We came across an article on weddinggazette.com called “Wedding Cake Dictionary” and we thought what a great idea! Decorators know what they are saying but the bride probably has no clue, at least for the most part! Here are some highlights from that article that might help you understand what your cake decorator is saying so you can order just want you want!

Icings

Buttercream : Very traditional icing used on all kinds of cake flavors, great for creating icing roses, swags, boarders, basket weave, and shells. This icing is made almost completely out of butter and is not suggested for outdoor weddings.

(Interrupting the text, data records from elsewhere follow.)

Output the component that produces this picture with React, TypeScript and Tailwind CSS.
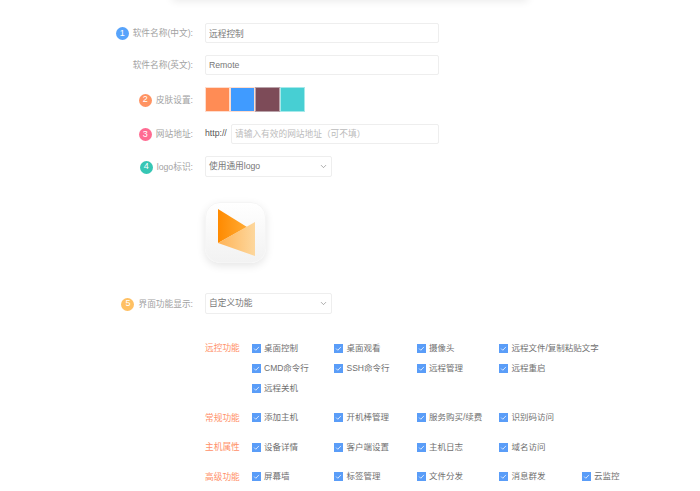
import React from "react";
import { ChevronDown } from "lucide-react";

const font = { fontFamily: '"Liberation Sans","Noto Sans CJK SC",sans-serif' };

function Badge({ n, color }: { n: number; color: string }) {
  return (
    <span
      className="mr-[4px] flex h-[13px] w-[13px] shrink-0 items-center justify-center rounded-full text-[9px] text-white"
      style={{ backgroundColor: color }}
    >
      {n}
    </span>
  );
}

function Row({
  label,
  badge,
  color,
  className,
  children,
}: {
  label: string;
  badge?: number;
  color?: string;
  className?: string;
  children: React.ReactNode;
}) {
  return (
    <div className={`flex items-center ${className ?? ""}`}>
      <div className="flex w-[193px] shrink-0 items-center justify-end pt-[1.5px] text-[8.7px] text-[#a3a3a3]">
        {badge ? <Badge n={badge} color={color!} /> : null}
        <span className="whitespace-nowrap">{label}:</span>
      </div>
      <div className="ml-[12px] flex items-center">{children}</div>
    </div>
  );
}

function Select({ value }: { value: string }) {
  return (
    <div className="flex h-[21px] w-[127px] items-center justify-between rounded-[2px] border border-[#eeeeee] bg-white pl-[3px] pr-[3px] text-[8.7px] text-[#777777]">
      <span>{value}</span>
      <ChevronDown size={9} strokeWidth={1.6} color="#777777" />
    </div>
  );
}

function Check({ label }: { label: string }) {
  return (
    <div className="flex h-[20px] items-center whitespace-nowrap text-[8.5px] text-[#707070]">
      <span className="mr-[3.5px] flex h-[9px] w-[9px] shrink-0 items-center justify-center bg-[#5a9df8]">
        <svg width="7" height="7" viewBox="0 0 8 8" fill="none">
          <path d="M1.3 4.1 L3.2 6 L6.8 2.2" stroke="#dbe9fd" strokeWidth="1.1" />
        </svg>
      </span>
      {label}
    </div>
  );
}

function Group({ title, items }: { title: string; items: string[] }) {
  return (
    <div className="flex">
      <div className="flex h-[20px] w-[46.5px] shrink-0 items-center pt-[1.5px] text-[8.7px] text-[#ff9068]">{title}</div>
      <div className="grid grid-cols-[repeat(5,82.5px)]">
        {items.map((t, i) => (t ? <Check key={t} label={t} /> : <div key={i} />))}
      </div>
    </div>
  );
}

export default function App() {
  return (
    <div className="h-[491px] w-[700px] overflow-hidden bg-white" style={font}>
      <div className="ml-[172px] mt-[-10px] h-[10px] w-[356px] bg-white shadow-[0_1px_8px_rgba(0,0,0,0.09)]" />
      <div className="flex flex-col pt-[23px]">
        <Row label="软件名称(中文)" badge={1} color="#57a3fb">
          <input
            readOnly
            value="远程控制"
            className="h-[20px] w-[234px] rounded-[2px] border border-[#eeeeee] px-[3px] text-[8.7px] text-[#777777] outline-none"
          />
        </Row>
        <Row label="软件名称(英文)" className="mt-[12px]">
          <input
            readOnly
            value="Remote"
            className="h-[20px] w-[234px] rounded-[2px] border border-[#eeeeee] px-[3px] text-[8.7px] text-[#777777] outline-none"
          />
        </Row>
        <Row label="皮肤设置" badge={2} color="#ff9362" className="mt-[12px]">
          <div className="flex">
            <span className="h-[25px] w-[25px] border-[1.5px] border-[#ffdccd] bg-[#ff8c55]" />
            <span className="h-[25px] w-[25px] border-[1.5px] border-[#ffdccd] bg-[#409bff]" />
            <span className="h-[25px] w-[25px] border border-[#b9a3aa] bg-[#7d4b58]" />
            <span className="h-[25px] w-[25px] border border-[#a6e9ea] bg-[#47cfd3]" />
          </div>
        </Row>
        <Row label="网站地址" badge={3} color="#ff6b92" className="mt-[12px]">
          <span className="mr-[4px] w-[22px] text-[8.7px] text-[#555555]">http://</span>
          <input
            readOnly
            placeholder="请输入有效的网站地址（可不填）"
            className="h-[20px] w-[208px] rounded-[2px] border border-[#eeeeee] px-[3px] text-[8.7px] text-[#666666] outline-none placeholder:text-[#bbbbbb]"
          />
        </Row>
        <Row label="logo标识" badge={4} color="#36c6b4" className="mt-[12px]">
          <Select value="使用通用logo" />
        </Row>
        <div className="ml-[205px] mt-[25px] h-[61px] w-[61px] rounded-[15px] border border-[#f5f5f5] bg-gradient-to-b from-white to-[#f2f2f2] shadow-[0_3px_8px_rgba(0,0,0,0.1)]">
          <svg width="59" height="59" viewBox="0 0 59 59">
            <defs>
              <linearGradient id="a" x1="0" x2="1" y1="0" y2="0">
                <stop offset="0" stopColor="#ff8a00" />
                <stop offset="1" stopColor="#ffab35" />
              </linearGradient>
              <linearGradient id="b" x1="0" x2="1" y1="0" y2="0">
                <stop offset="0" stopColor="#ffb356" />
                <stop offset="1" stopColor="#fdd79d" />
              </linearGradient>
            </defs>
            <path d="M12 6 L12 40 L41 24 Z" fill="url(#a)" />
            <path d="M12 40 L49 19 L49 53 Z" fill="url(#b)" />
          </svg>
        </div>
        <Row label="界面功能显示" badge={5} color="#ffc063" className="mt-[30px]">
          <Select value="自定义功能" />
        </Row>
        <div className="ml-[205px] mt-[24px] flex flex-col gap-[9.5px]">
          <Group
            title="远控功能"
            items={[
              "桌面控制",
              "桌面观看",
              "摄像头",
              "远程文件/复制粘贴文字",
              "",
              "CMD命令行",
              "SSH命令行",
              "远程管理",
              "远程重启",
              "",
              "远程关机",
            ]}
          />
          <Group title="常规功能" items={["添加主机", "开机棒管理", "服务购买/续费", "识别码访问"]} />
          <Group title="主机属性" items={["设备详情", "客户端设置", "主机日志", "域名访问"]} />
          <Group title="高级功能" items={["屏幕墙", "标签管理", "文件分发", "消息群发", "云监控"]} />
        </div>
      </div>
    </div>
  );
}
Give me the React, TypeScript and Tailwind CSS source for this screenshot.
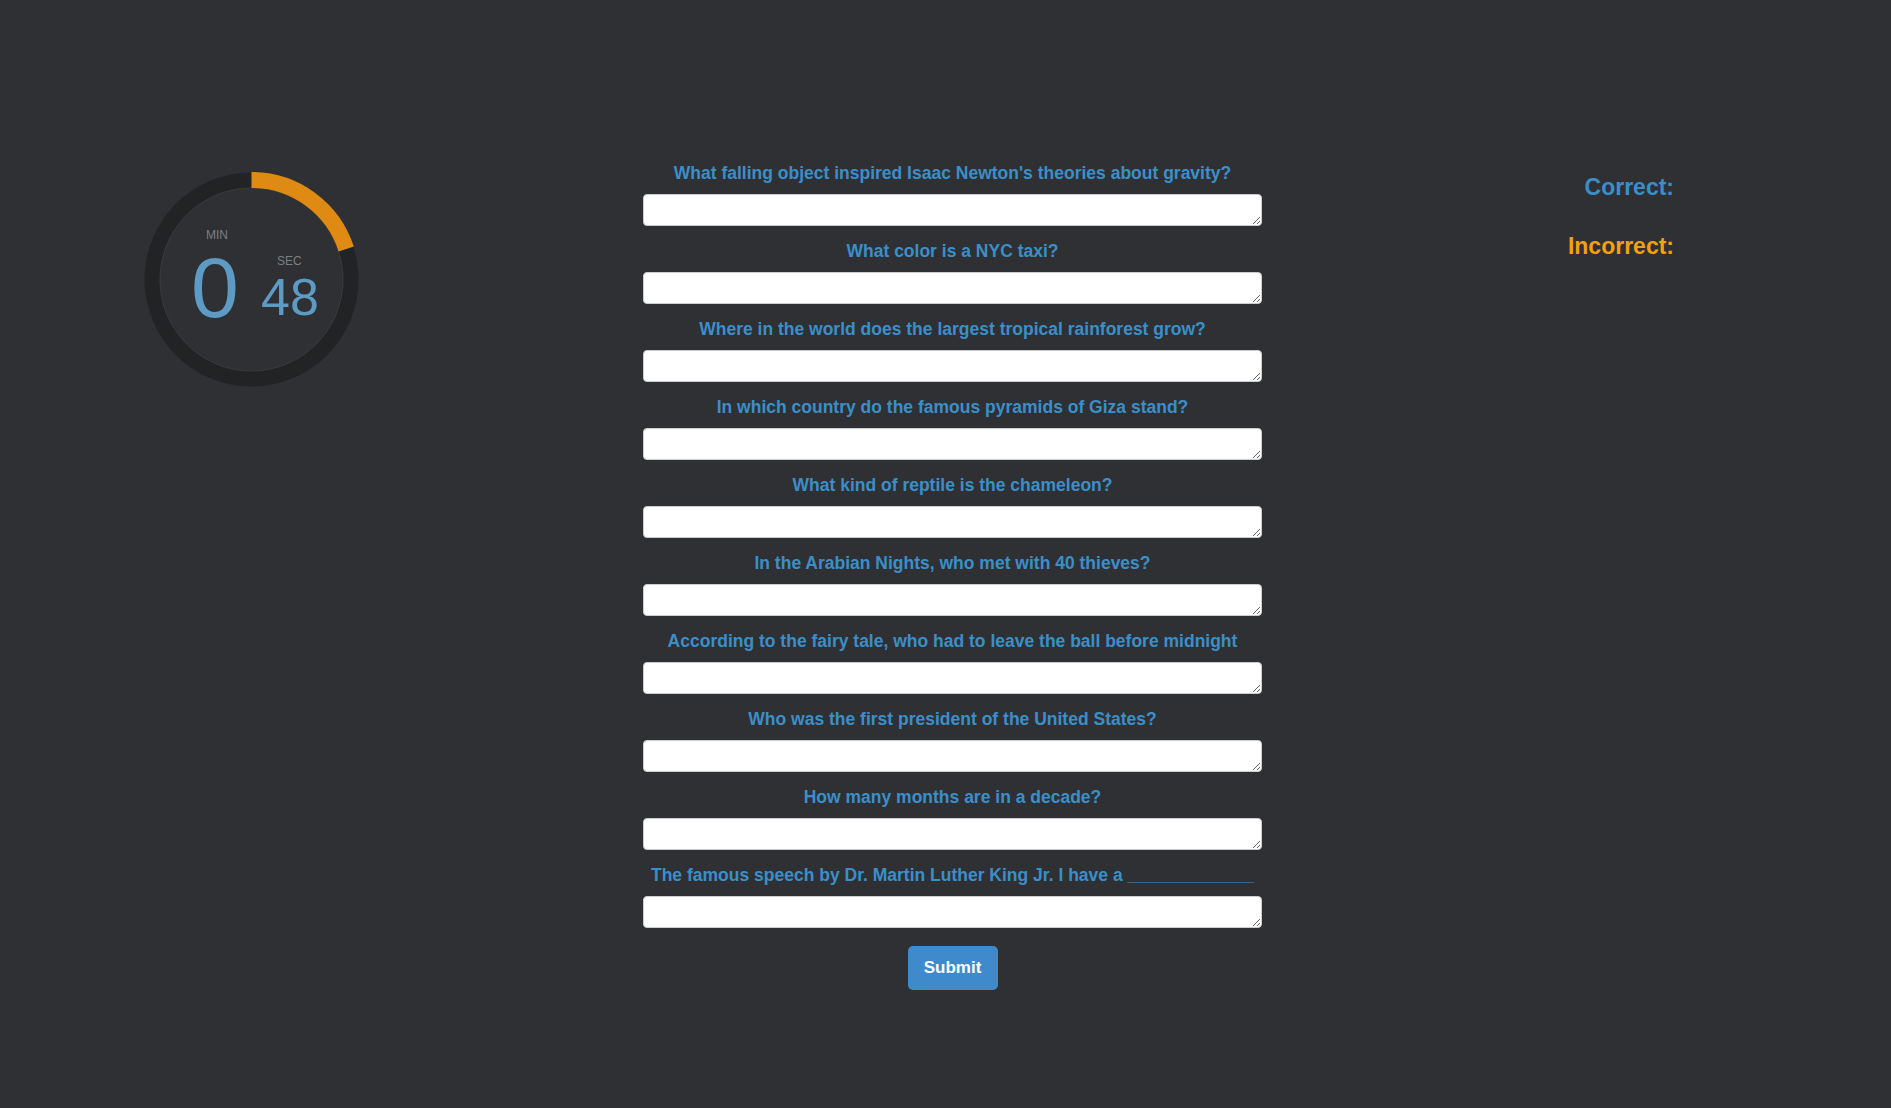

Fondant : This icing makes cakes covered in it look flawless. It is made with gelatin and corn syrup and does not require refrigeration. Fondant isn’t for everyone and should be tried before ordering. Usually there is a thin layer of buttercream or fruit preserves under the fondant, so if your guest’s hate it they could peel it off and still have a treat.

Royal Icing : This is an egg white based icing. Royal icing dries super hard and is used for some decorations like latticework and dots.

Ganache
: The best filling for a cake! Although it tastes wonderful, ganache is very temperamental. It is a combination of chocolate and heavy cream and can be poured over a cake for a shinny chocolate coating or it can be used in the center of the layers as filling. Because of its ingredients, ganache does not stand up well in any humidity or hot weather.

Whipped Cream : A very creamy and light frosting but it is also temperamental. Traditionally, wedding cakes sit out for long periods of time and whipped cream frosting does not hold up well without refrigeration. If you have to have whipped cream, stacked cakes are best because they can be stored in a large refrigerator until it is time to serve.

Decorations

Marzipan : An Almond based paste used for making flowers and fruits. Marzipan can also be used for an icing.

Gum Paste : A mixture of cornstarch, gelatin, and sugar. Gum paste can be shaped in to the most realistic flowers ever made from sugar. Although gum paste is edible, it dries out and is very hard. You could keep gum paste flowers from your wedding cake and they would never decompose!

Piping : Technique use to create decorations like swags, shells, roses, and basket weave. Buttercream is place is a pastry bag and is pushed through special tips to create beautiful icing decorations.